God is like Santa Claus and prayer is like how I used to flush my wish-list down the toilet, because I believed sewage plants led to the North Pole. Maybe sheep do, too. 

I used to run with a herd of them - sheep, that is, - we ran from the big bad wolf. Chasing this star in the sky called Faith. I stepped back one day and observed the wild herd, searched behind them for the mad wolf and found nothing. Looked up at the star and realised it was like a rainbow - untouchable, impossible, useless. 

I’m living in a dream and my dreams are my reality. I wake to find nightmares and I sleep to find peace.

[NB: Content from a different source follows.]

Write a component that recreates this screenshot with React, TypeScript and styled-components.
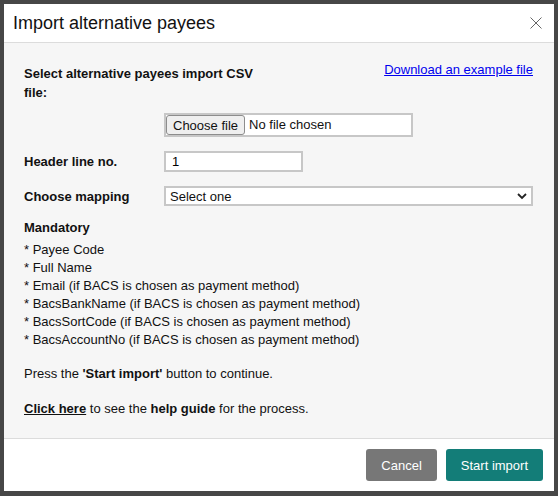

One day I know I’ll disappear. That the girl in the picture, grinning, neck weighed down with medals, will be just that. A grinning girl, weighed down by medals. 
I’ll wake up to find I’m waking to a dream and that somewhere in the reality of my nightmares, I’ve been forgotten. I’ll only be a certain set of connections in a person’s mind. A swirl of neurotransmitters in someone’s prefrontal cortex that invokes some sort of emotional response. Just noise in their minds.
Until they’re forgotten, too. 

One day I will breathe, and prepare to choke on another year’s worth of water, simply to find I no longer need to. 

I will wake up and realise I’m asleep.